Why can NetEase Cloud buy copyrights but not QQ Music?

The core distinction lies in the divergent strategic priorities and licensing frameworks of their respective parent companies, NetEase and Tencent, within China's complex and fragmented music copyright ecosystem. NetEase Cloud Music's ability to secure certain exclusive copyrights, where QQ Music cannot, is not a matter of universal purchasing power but of specific corporate alliances and historical licensing agreements. Tencent Music Entertainment (TME), which operates QQ Music, KuGou, and Kuwo, established an early dominance through massive, long-term exclusive licensing deals with major global labels like Universal, Sony, and Warner, as well as key domestic publishers. However, this very strategy of walled-garden exclusivity drew regulatory scrutiny from China's State Administration for Market Regulation (SAMR), leading to a pivotal 2021 directive that compelled TME to relinquish its exclusive copyrights. This regulatory intervention fundamentally reshaped the competitive landscape, forcing TME to sub-license its catalog to competitors and prohibiting the signing of new exclusive deals with major labels.

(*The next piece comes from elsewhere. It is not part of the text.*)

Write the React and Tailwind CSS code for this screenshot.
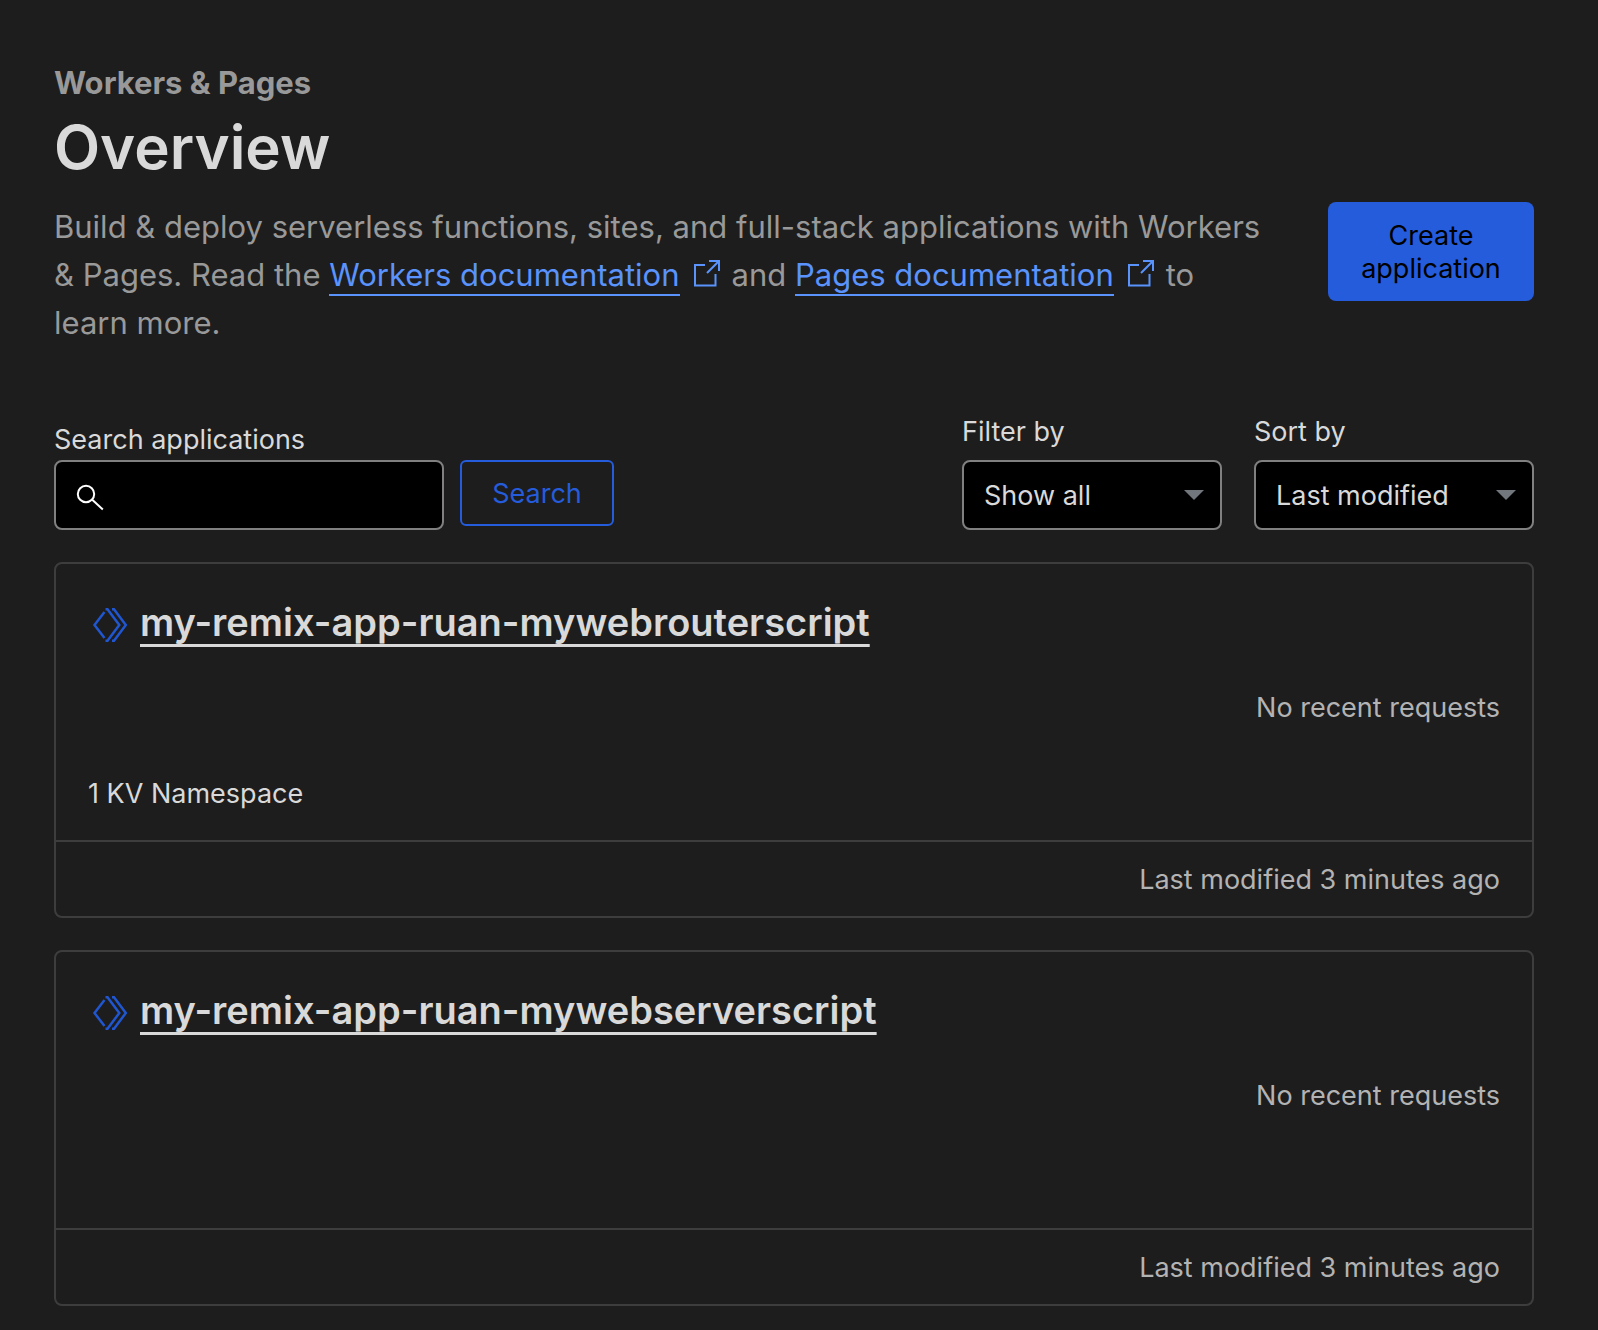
const apps = [
  { name: "my-remix-app-ruan-mywebrouterscript", binding: "1 KV Namespace" },
  { name: "my-remix-app-ruan-mywebserverscript", binding: "" },
];

function ExternalIcon() {
  return (
    <svg
      className="mr-3 ml-3 inline-block h-7 w-7 align-[-1px] text-[#5a93fb]"
      viewBox="0 0 28 28"
      fill="none"
      stroke="currentColor"
      strokeWidth="2"
      aria-hidden="true"
    >
      <path d="M13 6H3v20.500h20.500V15" />
      <path d="M17 2h10v10M26.500 2.500 15 14" />
    </svg>
  );
}

function DocLink({ children }) {
  return (
    <>
      <a href="#" className="border-b-2 border-[#5a93fb] pb-px text-[#5a93fb]">
        {children}
      </a>
      <ExternalIcon />
    </>
  );
}

function SearchIcon() {
  return (
    <svg
      className="pointer-events-none absolute top-6 left-5 h-7 w-7 overflow-visible text-white"
      viewBox="0 0 28 28"
      fill="none"
      stroke="currentColor"
      strokeWidth="2"
      aria-hidden="true"
    >
      <circle cx="12" cy="10" r="8.200" />
      <path d="M18 15.500 28.800 25.500" />
    </svg>
  );
}

function WorkerIcon() {
  return (
    <svg
      className="mt-1.5 h-9 w-9 shrink-0 text-[#2056cf]"
      viewBox="0 0 36 36"
      fill="none"
      stroke="currentColor"
      strokeWidth="2.500"
      aria-hidden="true"
    >
      <path d="M12.500 5 2.500 18 12.500 31" />
      <path d="M13.500 2.200H15.500L27.300 18 15.500 33.800h-2" />
      <path d="M20 2.200h2L33.800 18 22 33.800h-2" />
    </svg>
  );
}

function Dropdown({ id, label, width, options }) {
  return (
    <div className={width}>
      <label htmlFor={id} className="mb-2.5 block leading-9">
        {label}
      </label>
      <div className="relative">
        <select
          id={id}
          className="block h-[70px] w-full appearance-none rounded-lg border-2 border-[#808080] bg-black pt-0.5 pr-12 pl-5 text-[27px] text-[#d9d9d9]"
        >
          {options.map((o) => (
            <option key={o}>{o}</option>
          ))}
        </select>
        <svg
          className="pointer-events-none absolute top-[30px] right-[18px] h-2.5 w-5"
          viewBox="0 0 20 10"
          fill="#72767d"
          aria-hidden="true"
        >
          <path d="M0 0h20L10 10z" />
        </svg>
      </div>
    </div>
  );
}

function AppCard({ name, binding }) {
  return (
    <article className="rounded-lg border-2 border-[#3d3d3d]">
      <div className="px-8 pt-8 pb-5">
        <h2 className="flex items-center gap-3 pl-1 text-[38px] leading-[52px] font-semibold">
          <WorkerIcon />
          <a
            href="#"
            className="underline decoration-[3px] underline-offset-[8px]"
          >
            {name}
          </a>
        </h2>
        <p className="mt-10 text-right leading-10 text-[#b3b3b3]">
          No recent requests
        </p>
        <p className="mt-[46px] h-[46px] leading-10">{binding}</p>
      </div>
      <footer className="border-t-2 border-[#3d3d3d] px-8 pt-[17px] pb-[15px] text-right leading-[42px] text-[#b3b3b3]">
        Last modified 3 minutes ago
      </footer>
    </article>
  );
}

export default function App() {
  return (
    <main
      className="min-h-screen bg-[#1d1d1d] px-[54px] pt-[63px] pr-16 pb-6 text-[27px] text-[#d9d9d9]"
      style={{ fontFamily: 'Inter, "Liberation Sans", sans-serif' }}
    >
      <p className="text-[31px] leading-10 font-bold text-[#999999]">
        Workers &amp; Pages
      </p>
      <h1 className="mt-1 text-[60px] leading-20 font-semibold">Overview</h1>
      <header className="mt-[15px] flex items-start justify-between gap-16">
        <p className="flex-1 pt-px text-[31px] leading-12 text-[#999999]">
          Build &amp; deploy serverless functions, sites, and full-stack
          applications with Workers &amp; Pages. Read the{" "}
          <DocLink>Workers documentation</DocLink>
          and <DocLink>Pages documentation</DocLink>
          to learn more.
        </p>
        <button
          type="button"
          className="w-[206px] rounded-lg bg-[#255cdb] px-4 pt-[17px] pb-4 leading-[33px] text-black"
        >
          Create application
        </button>
      </header>

      <section className="mt-[67px] flex items-end justify-between">
        <form className="flex items-start gap-4">
          <div>
            <label htmlFor="search" className="block leading-10">
              Search applications
            </label>
            <div className="relative">
              <SearchIcon />
              <input
                id="search"
                type="text"
                className="block h-[70px] w-[390px] rounded-lg border-2 border-[#808080] bg-black pr-4 pl-16"
              />
            </div>
          </div>
          <button
            type="button"
            className="mt-10 h-[66px] w-[154px] rounded-md border-2 border-[#255cdb] pt-0.5 text-[#255cdb]"
          >
            Search
          </button>
        </form>
        <div className="flex gap-8">
          <Dropdown
            id="filter"
            label="Filter by"
            width="w-[260px]"
            options={["Show all", "Workers", "Pages"]}
          />
          <Dropdown
            id="sort"
            label="Sort by"
            width="w-[280px]"
            options={["Last modified", "Name"]}
          />
        </div>
      </section>

      <section className="mt-8 flex flex-col gap-8">
        {apps.map((app) => (
          <AppCard key={app.name} {...app} />
        ))}
      </section>
    </main>
  );
}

In this post-regulation environment, NetEase Cloud Music's copyright acquisitions are strategically targeted and often hinge on different deal structures. While it can now license the core global catalogs via sub-licensing from TME, its direct exclusive purchases are typically focused on niche or vertical segments where regulatory restrictions are less stringent. This includes specific indie labels, prominent domestic artists or studios, and particularly valuable catalogs of legacy artists, which do not fall under the same antitrust umbrella as the "big three" global majors. Furthermore, NetEase's parent company has deep roots in gaming and social networking, allowing for synergistic deals that bundle music rights with broader intellectual property or promotional partnerships, creating value propositions that a purely music-focused platform like TME might not match. Thus, when NetEase secures a copyright unavailable to QQ Music, it is frequently a result of exploiting these alternative channels or capitalizing on artist/label preferences for a platform with a distinct, community-driven brand identity that appeals to specific demographics.

The operational mechanism behind this dichotomy is a market now balanced between mandatory non-exclusive access to mainstream catalogs and fierce competition for strategic, non-mandated assets. QQ Music, as part of TME, operates under the constant shadow of its regulatory commitments, limiting its ability to respond in kind to NetEase's exclusive niche deals. Its competitive response has shifted from copyright hoarding to leveraging its vast integrated ecosystem—via WeChat, QQ, and Tencent Video—to drive user engagement and monetization through social features, integrated content, and live streaming. For NetEase, each secured exclusive copyright is a calculated tool to differentiate its service, strengthen its loyal user community, and compensate for TME's inherent scale advantages. The implication is a more dynamic and less predictable market where competition revolves around user experience, algorithmic recommendation, community curation, and selective exclusivity in specialized genres, rather than wholesale catalog control. This ongoing contest continues to define the accessibility of music for Chinese consumers and the business models of the platforms themselves.